Die Welt hat sich gewandelt: Immer schneller entwickeln sich Technologien weiter, tauchen neue Produkte auf dem Markt auf und immer größer sind die Unterschiede zwischen den Standards von gestern und heute. Die gesellschaftlichen Veränderungen, die diesen technologischen Fortschritt begleiten, sind nicht immer auf den ersten Blick absehbar, machen jedoch einiges an Umdenken erforderlich.
Das gilt besonders für die Medizin, denn: In der modernen Informationsgesellschaft hat sich der Abstand zwischen Ärzten und Patienten verkleinert. Um sich zu informieren, können Symptome gegoogelt, Ursachen und Krankheitsverläufe in Sekundenschnelle auf wikipedia nachgelesen, Spezialisten mit einem Klick ausfindig gemacht werden. Damit verändern sich auch die Bedingungen, unter denen Ärzte und Patienten kommunizieren. Fachsprachliche Diagnosen können im Internet nachgelesen werden, Patienten mit ähnlichen Krankheitsbildern in Gesundheitsforen befragt werden. Das paternalistische Modell und die Vorstellung vom Arzt als ‚Halbgott in Weiß‘ hat ausgedient, eine asymmetrische Kommunikation, die im uneinholbaren Wissensvorsprung des Arztes gründete, ist nicht mehr zeitgemäß.
Damit haben sich die Anforderungen, die Patienten an ihren Arzt stellen, gewandelt. Am wichtigsten ist den Patienten natürlich nach wie vor die fachliche Kompetenz ihres behandelnden Arztes, wie Prof. Dr. Lothar Schäffner gegenüber der Zeitschrift ‚Der Allgemeinarzt‘ erläutert. Auf dem zweiten Platz landet jedoch gleich der Wunsch nach einer respektvollen, partnerschaftlichen Beziehung zwischen Arzt und Patient, in der der Arzt vor allem ein Begleiter in Gesundheitsdingen ist.
Das korreliert mit einer anderen Entwicklung, die sich als Herausforderung für die moderne Medizin erweist. In westlichen Gesellschaften steigt zusammen mit der Lebenserwartung auch die Zahl chronischer Erkrankungen immer weiter an, die Patienten und ihren Ärzten verstärkt Management-Fähigkeiten abverlangen. Gründliche Aufklärung über Ursachen und Zusammenhänge bildet die Grundvoraussetzung bei der erfolgreichen Therapie chronischer Krankheiten; beim Monitoring von Symptomen und Begleiterscheinungen, seien sie physischer oder psychosozialer Natur, ist die Zusammenarbeit von Arzt und Patient gefragt.

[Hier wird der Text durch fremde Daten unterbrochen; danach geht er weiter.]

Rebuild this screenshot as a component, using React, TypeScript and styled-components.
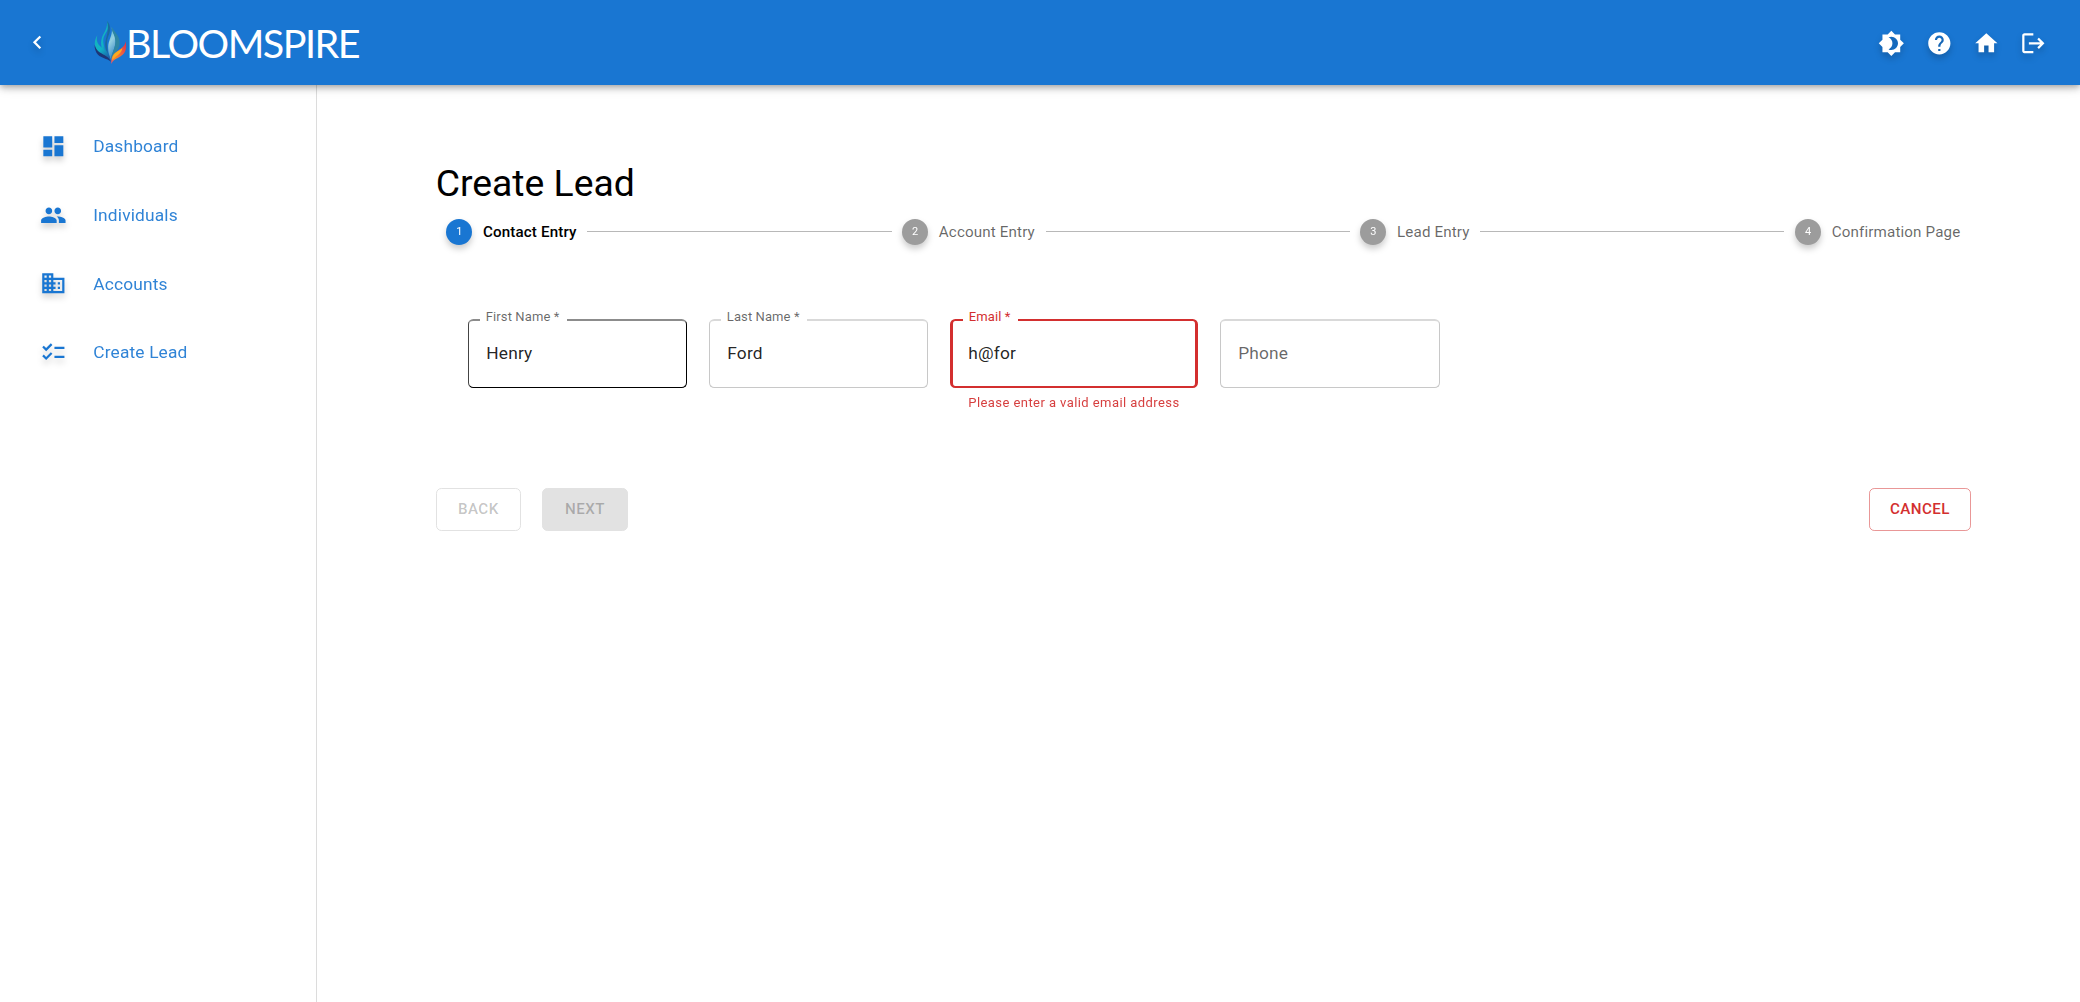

Die steigenden Anforderungen an das Gesundheitssystem ist letztlich auch eine Kostenfrage: Bei begrenzten Ressourcen – und in der Medizin ist Zeit die Ressource Nr. 1 – ist ein effizientes System notwendig, das die vorhandenen Mittel voll ausschöpft: „doing more with less“ (Graffigna/Barello/ Triberti 2015) heißt die Maxime, die auch den participatory turn bestimmt. Denn was leicht als allzu ökonomistische Position missverstanden werden könnte, erzielt – wie das Beispiel der Anamnese zeigt – trotz ihres vergleichsweise geringen Aufwands den besten Erfolg: Indem Patienten zu gemeinschaftlichen Mitarbeitern an der eigenen Gesundheit, zu „coproducers of their health“, wie Graffigna et al. es formulieren, aufgewertet werden, kann ihren gewandelten Ansprüchen Rechnung getragen und die allgemeine Zufriedenheit mit dem Gesundheitswesen verbessert werden, es können Therapieergebnisse gesichert und – ganz nebenbei – Kosten reduziert werden.

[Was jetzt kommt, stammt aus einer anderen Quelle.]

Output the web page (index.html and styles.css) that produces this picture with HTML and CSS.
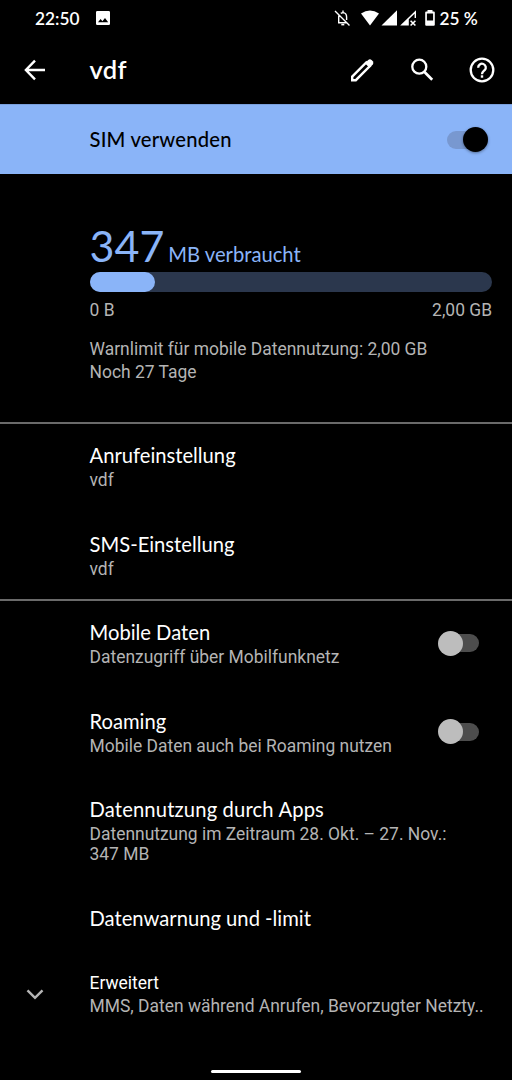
FILE: index.html
```html
<!DOCTYPE html>
<html lang="de">
<head>
    <meta charset="UTF-8">
    <meta name="viewport" content="width=device-width, initial-scale=1.0">
    <title>vdf</title>
    <link rel="stylesheet" href="styles.css">
</head>
<body>
    <!-- Statusleiste -->
    <div class="statusbar">
        <span class="clock">22:50</span>
        <svg class="picture" width="14" height="14" viewBox="0 0 14 14">
            <path fill="#fff" fill-rule="evenodd" d="M1.3 0h11.4A1.3 1.3 0 0 1 14 1.3v11.4a1.3 1.3 0 0 1-1.3 1.3H1.3A1.3 1.3 0 0 1 0 12.7V1.3A1.3 1.3 0 0 1 1.3 0zM2 11.2h10.2L9 7 6.4 10.2 4.6 8z"/>
        </svg>
        <svg class="status-icons" width="102" height="20" viewBox="0 0 102 20">
            <!-- Glocke aus -->
            <g fill="none" stroke="#fff" stroke-width="1.4">
                <path d="M1 3L15.5 17.500M4 14.800h9.500M4.700 14.500V9q0-1.200.5-2.200M6.800 5.400Q8 4.600 9 4.600q3.600.4 3.600 4.500v2.800M9 4.600V2.600"/>
                <path d="M7.300 16.600h3" stroke-width="1.600"/>
            </g>
            <!-- WLAN -->
            <path fill="#fff" d="M27 5.400Q36 -.4 45 5.400L36 17.600z"/>
            <path fill="#fff" d="M63 2.200V17.600H47.500z"/>
            <!-- Signal ohne Daten -->
            <path fill="#fff" fill-rule="evenodd" d="M82 2.200V10h-1.400V5.700L74.800 11.300V17.600H66.200z"/>
            <path stroke="#fff" stroke-width="1.600" d="M76.600 12.700l4.800 4.800M81.400 12.700l-4.800 4.800"/>
            <!-- Akku -->
            <path fill="#fff" fill-rule="evenodd" d="M93.500 2h5V3.500h1.300q1 0 1 1v12.200q0 1-1 1h-7.600q-1 0-1-1V4.500q0-1 1-1h1.300zM92.900 5.500v7h6.200v-7z"/>
        </svg>
        <span class="battery">25 %</span>
    </div>

    <!-- Kopfzeile -->
    <div class="toolbar">
        <svg class="back" width="24" height="24" viewBox="0 0 24 24">
            <path fill="none" stroke="#fff" stroke-width="2.400" d="M22 12H3.500M12 2.700L2.900 12 12 21.300"/>
        </svg>
        <h1 class="heading">vdf</h1>
        <svg class="edit" width="28" height="28" viewBox="0 0 28 28">
            <path fill="none" stroke="#fff" stroke-width="2.400" d="M4.200 24.200v-3.600L18.300 6.500l3.600 3.600L7.800 24.200z"/>
            <path fill="#fff" d="M17 7.200l3.200-3.200q1.700-1.300 3.400 0l1.200 1.200q1.200 1.700 0 3.300L21.600 11.700z"/>
        </svg>
        <svg class="search" width="28" height="28" viewBox="0 0 28 28">
            <circle cx="11.300" cy="10.700" r="7" fill="none" stroke="#fff" stroke-width="2.300"/>
            <path stroke="#fff" stroke-width="2.700" d="M16 15.500l8.200 8.200"/>
        </svg>
        <svg class="help" width="28" height="28" viewBox="0 0 28 28">
            <g fill="none" stroke="#fff" stroke-width="2.300">
                <circle cx="14" cy="14" r="11.300"/>
                <path d="M10.200 11.700a3.800 3.800 0 1 1 6.500 2.500C15.200 15.600 14 16 14 18.300"/>
            </g>
            <path fill="#fff" d="M12.800 19.300h2.400v2.400h-2.400z"/>
        </svg>
    </div>

    <div class="sim-bar">
        <span class="title">SIM verwenden</span>
        <span class="switch on"></span>
    </div>

    <!-- Datenverbrauch -->
    <div class="usage">
        <div class="amount"><span class="number">347</span><span class="unit">MB verbraucht</span></div>
        <div class="progress"><div class="progress-fill"></div></div>
        <div class="limits"><span>0 B</span><span>2,00 GB</span></div>
        <div class="info">Warnlimit für mobile Datennutzung: 2,00 GB<br>Noch 27 Tage</div>
    </div>

    <div class="group calls">
        <div class="row">
            <div class="title">Anrufeinstellung</div>
            <div class="summary">vdf</div>
        </div>
        <div class="row">
            <div class="title">SMS-Einstellung</div>
            <div class="summary">vdf</div>
        </div>
    </div>

    <div class="group">
        <div class="row with-switch">
            <div>
                <div class="title">Mobile Daten</div>
                <div class="summary">Datenzugriff über Mobilfunknetz</div>
            </div>
            <span class="switch"></span>
        </div>
        <div class="row with-switch">
            <div>
                <div class="title">Roaming</div>
                <div class="summary">Mobile Daten auch bei Roaming nutzen</div>
            </div>
            <span class="switch"></span>
        </div>
        <div class="row tall">
            <div class="title apps-title">Datennutzung durch Apps</div>
            <div class="summary">Datennutzung im Zeitraum 28. Okt. – 27. Nov.:<br>347 MB</div>
        </div>
        <div class="row short">
            <div class="title">Datenwarnung und -limit</div>
        </div>
        <div class="advanced">
            <svg class="chevron" width="18" height="12" viewBox="0 0 18 12">
                <path fill="none" stroke="#b4b4b4" stroke-width="2.400" d="M1.500 1.300L9 8.800l7.500-7.500"/>
            </svg>
            <div>
                <div class="advanced-title">Erweitert</div>
                <div class="summary">MMS, Daten während Anrufen, Bevorzugter Netzty..</div>
            </div>
        </div>
    </div>

    <div class="nav-handle"></div>
</body>
</html>
```
FILE: styles.css
```css
* {
    box-sizing: border-box;
}

body {
    margin: 0;
    width: 512px;
    height: 1080px;
    overflow: hidden;
    display: flex;
    flex-direction: column;
    background-color: #000;
    color: #fff;
    font-family: Roboto, sans-serif;
    font-size: 17.45px;
    white-space: nowrap;
}

svg {
    display: block;
    flex: none;
}

.statusbar {
    height: 36px;
    display: flex;
    align-items: center;
    padding: 0 0 0 35px;
    font-family: Lato, sans-serif;
    font-size: 17.3px;
    font-weight: 600;
}

.clock {
    width: 60.5px;
}

.status-icons {
    margin-left: 224px;
    margin-right: 4px;
}

.toolbar {
    height: 68px;
    display: flex;
    align-items: center;
    padding: 0 16px 0 23px;
}

.heading {
    flex: 1;
    margin: -2px 0 0 42.5px;
    font-family: Lato, sans-serif;
    font-size: 25.5px;
    font-weight: 600;
    letter-spacing: 0.3px;
}

.search,
.help {
    margin-left: 32px;
}

.sim-bar {
    height: 70px;
    display: flex;
    align-items: center;
    justify-content: space-between;
    padding: 0 24px 0 89.5px;
    border-top: 1px solid #799fdc;
    background-color: #8ab4f8;
    color: #000;
}

.title {
    font-family: Lato, sans-serif;
    font-size: 20.2px;
    line-height: 25px;
}

.sim-bar .title {
    font-weight: 500;
    letter-spacing: 0.2px;
}

.apps-title {
    letter-spacing: 0.15px;
}

.switch {
    flex: none;
    display: flex;
    align-items: center;
    width: 37px;
    height: 18px;
    margin-right: 9.5px;
    border-radius: 9px;
    background-color: #4d4d4d;
}

.switch::before {
    content: "";
    flex: none;
    width: 25px;
    height: 25px;
    margin-left: -4px;
    border-radius: 50%;
    background-color: #bdbdbd;
}

.switch.on {
    justify-content: flex-end;
    margin-right: 4px;
    background-color: #7898d0;
}

.switch.on::before {
    margin-right: -4px;
    background-color: #000;
    box-shadow: 0 1px 3px rgba(0, 0, 0, 0.4);
}

.usage {
    height: 248px;
    padding: 46px 20px 0 89.5px;
    color: #b4b4b4;
}

.amount {
    height: 52.4px;
    line-height: 51px;
    color: #8ab4f8;
    font-family: Lato, sans-serif;
}

.number {
    font-size: 43px;
}

.unit {
    margin-left: 4px;
    font-size: 20.2px;
}

.progress {
    height: 20px;
    border-radius: 10px;
    background-color: #2b374d;
}

.progress-fill {
    width: 65px;
    height: 20px;
    border-radius: 10px;
    background-color: #8ab4f8;
}

.limits {
    display: flex;
    justify-content: space-between;
    margin-top: 6.6px;
    line-height: 22px;
}

.info {
    margin-top: 17px;
    line-height: 23px;
}

.group {
    border-top: 2px solid #6a6a6a;
}

.calls {
    height: 177px;
}

.row {
    height: 88.5px;
    padding: 19px 24px 0 89.5px;
}

.summary {
    margin-top: 2px;
    color: #b4b4b4;
    line-height: 20.4px;
}

.with-switch {
    display: flex;
    justify-content: space-between;
    align-items: flex-start;
}

.with-switch .switch {
    margin-top: 14.4px;
}

.tall {
    height: 108.6px;
}

.short {
    height: 65px;
}

.advanced {
    display: flex;
    align-items: center;
    height: 86px;
    padding-left: 26px;
}

.advanced .summary {
    margin-top: 1px;
}

.chevron {
    margin-right: 45.5px;
}

.advanced-title {
    line-height: 23px;
}

.nav-handle {
    width: 90px;
    height: 3px;
    margin: auto auto 7px;
    border-radius: 2px;
    background-color: #fff;
}
```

Von dem Bewusstsein, dass ein Umdenken hin zu einer partizipativen Medizin stattfinden muss – und von einer sich rasant entwickelnden E-Health-Branche schon mitgetragen und vorbereit wird -, zeugt der Heidelberger E-Health-Tag, der nun in die dritte Runde geht. Veranstaltet von der Digitalagentur TWT Healthcare bietet der E-Health-Tag ein Forum, der nicht nur Branchentreff für Vertreter aus IT, Pharma und Medizintechnik sein, sondern auch Anwender und Forscher zusammenbringen möchte. In einer Reihe von Vorträgen und Diskussionen soll es darum gehen, wie der Patient mit Hilfe von digitalen Ansätzen miteinbezogen und im Sinne des patient engagement zu einem aktiven Partner in Gesundheitsfragen befördert werden kann.